A Norwegian in Arabia (5)

in norway •  6 years ago  (edited)

Nor the basic Classic Arabic classes at the University of Jordan, the very limited conditions in the male collective apartment at Jebel Amman, the monotonous life on the roads down to Akaba (travels done regularly, which could last for several days, up to a week or so) or the standard evening menu (a fried half chicken with frites) with other expatriots at the same Amman restaurant down-town (which name I cannot remember, nor the interior, colors, style, waiter's appearance or name etc), could satisfy my restlessness. So I ended up with Vladimir (see picture; his business card); a hard KGB vodka drinker at Sheraton Hotel.
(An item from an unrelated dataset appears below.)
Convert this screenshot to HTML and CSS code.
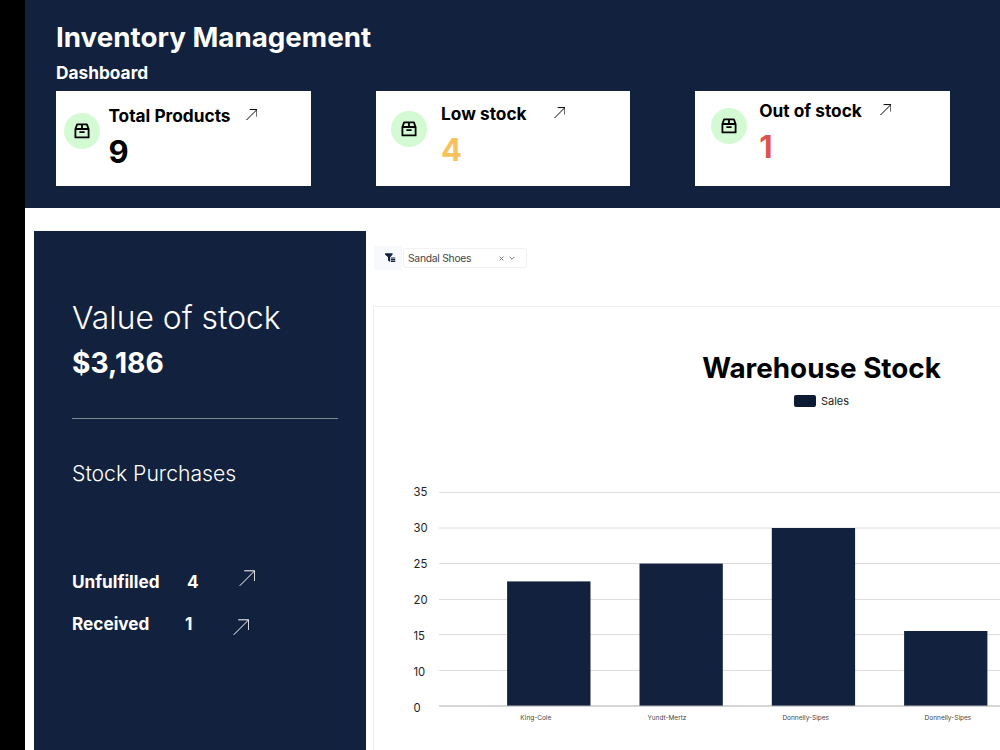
FILE: index.html
```html
<!DOCTYPE html>
<html lang="en">
<head>
    <meta charset="UTF-8">
    <meta name="viewport" content="width=device-width, initial-scale=1.0">
    <title>Inventory Management</title>
    <link rel="stylesheet" href="styles.css">
</head>
<body>
    <!-- shared icons -->
    <svg class="icon-defs" width="0" height="0">
        <symbol id="icon-box" viewBox="0 0 16 16">
            <path d="M1.4 6 3.1 1.4h9.8L14.6 6v8.4H1.4zM1.4 6h13.2M8 1.4V6M5.4 9.2h5.2" fill="none" stroke="currentColor" stroke-width="1.8" stroke-linejoin="round"/>
        </symbol>
        <symbol id="icon-arrow" viewBox="0 0 12 12">
            <path d="M.5 11.5 11.4.6M3.8.6h7.6v7.4" fill="none" stroke="currentColor" vector-effect="non-scaling-stroke"/>
        </symbol>
    </svg>

    <div class="page">
        <header class="header">
            <h1>Inventory Management</h1>
            <h2>Dashboard</h2>
            <div class="cards">
                <div class="card total">
                    <span class="card-icon"><svg><use href="#icon-box"/></svg></span>
                    <div>
                        <div class="card-label"><span>Total Products</span><svg><use href="#icon-arrow"/></svg></div>
                        <div class="card-value">9</div>
                    </div>
                </div>
                <div class="card low">
                    <span class="card-icon"><svg><use href="#icon-box"/></svg></span>
                    <div>
                        <div class="card-label"><span>Low stock</span><svg><use href="#icon-arrow"/></svg></div>
                        <div class="card-value">4</div>
                    </div>
                </div>
                <div class="card out">
                    <span class="card-icon"><svg><use href="#icon-box"/></svg></span>
                    <div>
                        <div class="card-label"><span>Out of stock</span><svg><use href="#icon-arrow"/></svg></div>
                        <div class="card-value">1</div>
                    </div>
                </div>
            </div>
        </header>

        <main class="content">
            <aside class="summary">
                <div class="value-title">Value of stock</div>
                <div class="value-amount">$3,186</div>
                <hr>
                <div class="purchases-title">Stock Purchases</div>
                <div class="purchase unfulfilled">
                    <span class="purchase-name">Unfulfilled</span>
                    <span class="purchase-count">4</span>
                    <svg><use href="#icon-arrow"/></svg>
                </div>
                <div class="purchase received">
                    <span class="purchase-name">Received</span>
                    <span class="purchase-count">1</span>
                    <svg><use href="#icon-arrow"/></svg>
                </div>
            </aside>

            <section class="stock">
                <div class="filter">
                    <span class="filter-icon">
                        <svg viewBox="0 0 11 10">
                            <path d="M0 .3h7.6v1.3L5.2 4.3V9L3 7.4V4.3L0 1.6z"/>
                            <path d="M6 4.4h4.2v1.2H6zM6 6.1h4.2v1.2H6zM6 7.8h4.2V9H6z"/>
                        </svg>
                    </span>
                    <div class="select">
                        <span class="select-text">Sandal Shoes</span>
                        <svg class="clear" viewBox="0 0 5 5"><path d="M.6.6l3.8 3.8M4.4.6.6 4.4"/></svg>
                        <svg class="chevron" viewBox="0 0 6 4"><path d="M.6.8 3 3.2 5.4.8"/></svg>
                    </div>
                </div>

                <div class="chart-panel">
                    <div class="chart-title">Warehouse Stock</div>
                    <div class="legend"><span class="swatch"></span>Sales</div>
                    <svg class="chart" width="626" height="260" viewBox="374 480 626 260">
                        <g class="grid">
                            <path d="M439 492.4H1000M439 528H1000M439 563.5H1000M439 599.4H1000M439 634.6H1000M439 670.4H1000"/>
                        </g>
                        <g class="bars">
                            <rect x="507.1" y="581.4" width="83.4" height="124.6"/>
                            <rect x="639.5" y="563.6" width="83.3" height="142.4"/>
                            <rect x="771.8" y="528" width="83.3" height="178"/>
                            <rect x="904.1" y="631" width="83.3" height="75"/>
                        </g>
                        <path class="baseline" d="M439 706H1000"/>
                        <g class="y-labels">
                            <text x="413.5" y="495.6">35</text>
                            <text x="413.5" y="531.6">30</text>
                            <text x="413.5" y="567.6">25</text>
                            <text x="413.5" y="603.6">20</text>
                            <text x="413.5" y="639.6">15</text>
                            <text x="413.5" y="675.6">10</text>
                            <text x="413.5" y="711.6">0</text>
                        </g>
                        <g class="x-labels">
                            <text x="535.8" y="720">King-Cole</text>
                            <text x="667" y="720">Yundt-Mertz</text>
                            <text x="805.7" y="720">Donnelly-Sipes</text>
                            <text x="947.9" y="720">Donnelly-Sipes</text>
                        </g>
                    </svg>
                </div>
            </section>
        </main>
    </div>
</body>
</html>
```
FILE: styles.css
```css
* {
    box-sizing: border-box;
}

body {
    margin: 0;
    height: 750px;
    overflow: hidden;
    background-color: #000;
    font-family: Inter, "Liberation Sans", sans-serif;
}

.icon-defs {
    display: block;
}

.page {
    margin-left: 25px;
    height: 750px;
    background-color: #fff;
    display: flex;
    flex-direction: column;
}

/* header */
.header {
    height: 208px;
    flex: none;
    padding: 19px 0 0 31px;
    background-color: #12223e;
    color: #fff;
}

h1 {
    margin: 0;
    font-size: 27.75px;
    line-height: 36px;
    font-weight: 700;
}

h2 {
    margin: 6px 0 6px;
    font-size: 17.3px;
    line-height: 24px;
    font-weight: 700;
}

.cards {
    display: flex;
    gap: 65px;
}

.card {
    flex: none;
    display: flex;
    align-items: flex-start;
    width: 254.7px;
    height: 95px;
    background-color: #fff;
    color: #000;
}

.card-icon {
    flex: none;
    display: flex;
    align-items: center;
    justify-content: center;
    width: 36px;
    height: 36px;
    margin-top: 8.5px;
    border-radius: 50%;
    background-color: #d3fad3;
}

.card-icon svg {
    width: 16px;
    height: 16px;
}

.card-label {
    display: flex;
    align-items: center;
    font-size: 17.3px;
    line-height: 24px;
    font-weight: 700;
}

.card-label span {
    flex: none;
    white-space: nowrap;
}

.card-label svg {
    flex: none;
    width: 11.5px;
    height: 11.5px;
    margin-bottom: 3px;
}

.card-value {
    margin-top: 6px;
    font-size: 31px;
    line-height: 36px;
    font-weight: 700;
}

.total {
    padding: 13px 0 0 8px;
    gap: 8.4px;
}

.total .card-label span {
    width: 137.5px;
}

.low {
    padding: 11px 0 0 15px;
    gap: 14.4px;
}

.low .card-label span {
    width: 112.5px;
}

.low .card-value {
    color: #f8c15c;
}

.out {
    padding: 8px 0 0 15.3px;
    gap: 12.5px;
}

.out .card-label span {
    width: 120.5px;
}

.out .card-value {
    color: #dc5450;
}

/* content */
.content {
    flex: 1;
    min-height: 0;
    display: flex;
    padding-left: 9px;
}

.summary {
    flex: none;
    width: 332px;
    margin-top: 23.4px;
    padding: 65.6px 28px 0 38px;
    background-color: #12223e;
    color: #fff;
}

.value-title {
    font-size: 31.8px;
    line-height: 42px;
    font-weight: 300;
}

.value-amount {
    margin-top: 6px;
    font-size: 28.2px;
    line-height: 36px;
    font-weight: 700;
}

hr {
    height: 1px;
    margin: 37px 0 40px;
    border: none;
    background-color: #7f8995;
}

.purchases-title {
    font-size: 21.2px;
    line-height: 28px;
    font-weight: 300;
    margin-bottom: 83px;
}

.purchase {
    display: flex;
    align-items: center;
    height: 24px;
    font-size: 17.2px;
    font-weight: 700;
}

.purchase svg {
    width: 16.5px;
    height: 16.5px;
}

.purchase-name {
    width: 115px;
}

.purchase-count {
    width: 51.5px;
}

.unfulfilled svg {
    margin-bottom: 8px;
}

.received {
    margin-top: 18px;
}

.received .purchase-name {
    width: 113px;
}

.received .purchase-count {
    width: 47.5px;
}

.received svg {
    margin-top: 7px;
}

.stock {
    flex: 1;
    min-width: 0;
    display: flex;
    flex-direction: column;
    padding: 38px 0 0 7px;
}

.filter {
    display: flex;
    align-items: center;
    gap: 1px;
    padding-left: 1px;
    height: 24px;
}

.filter-icon {
    display: flex;
    align-items: center;
    justify-content: center;
    width: 28px;
    height: 24px;
    padding-left: 5px;
    background-color: #f8f9fc;
}

.filter-icon svg {
    width: 11px;
    height: 10px;
    fill: #12223e;
}

.select {
    display: flex;
    align-items: center;
    width: 124px;
    height: 20px;
    padding: 0 11px 0 4px;
    border: 1px solid #f0f1f2;
    border-radius: 3px;
    font-size: 10.3px;
    letter-spacing: -0.25px;
    color: #444;
}

.select-text {
    flex: 1;
}

.select svg {
    fill: none;
    stroke: #777;
    stroke-width: 1;
}

.clear {
    width: 5px;
    height: 5px;
}

.chevron {
    width: 6px;
    height: 4px;
    margin-left: 5px;
}

/* chart */
.chart-panel {
    flex: 1;
    display: flex;
    flex-direction: column;
    align-items: center;
    margin-top: 36px;
    padding-top: 43px;
    border: 1px solid #eee;
    border-width: 1px 0 0 1px;
    color: #000;
}

.chart-title {
    margin-left: 269px;
    font-size: 27.8px;
    line-height: 36px;
    font-weight: 700;
}

.legend {
    display: flex;
    align-items: center;
    gap: 5px;
    margin: 7px 0 0 269px;
    font-size: 11px;
    line-height: 16px;
    color: #222;
}

.swatch {
    width: 22px;
    height: 12px;
    border-radius: 2px;
    background-color: #0d1a33;
}

.chart {
    flex: none;
    margin-top: 71px;
}

.grid path {
    stroke: #dcdcdc;
}

.baseline {
    stroke: #a9acaf;
}

.bars {
    fill: #12223e;
}

.y-labels {
    font-size: 11.3px;
    fill: #222;
}

.x-labels {
    font-size: 6.5px;
    fill: #444;
    text-anchor: middle;
}
```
I served him wild fantasy stories from the far north, whiled he served me liter after liter with this hard stuff from the old and one time mighty Soviet Union. We could sit in his hotel room for days, drinking and lying for each other. To be honest, I think he was gay, and wanted something he could not dare to articulate. Later in life, I was warned by my guidance officer from a European secret intelligence service, not to end up as the protagonist spy character in Our Man in Havana, sending home instructions for vacuum cleaners presented as high tech weapon constructions. But that's what I did. First with Vladimir. And later in life with this mentioned guidance officer, which I cannot write more about just now (still classified info). The patterns of interaction between me and those two gentlemen (on each side during the cold war) where as copies, and reminded me than my life was molded in a form I could not escape from. All this happened on my way from Kuwait to the outskirts of the khasba in Algers, where I settled down some few years later.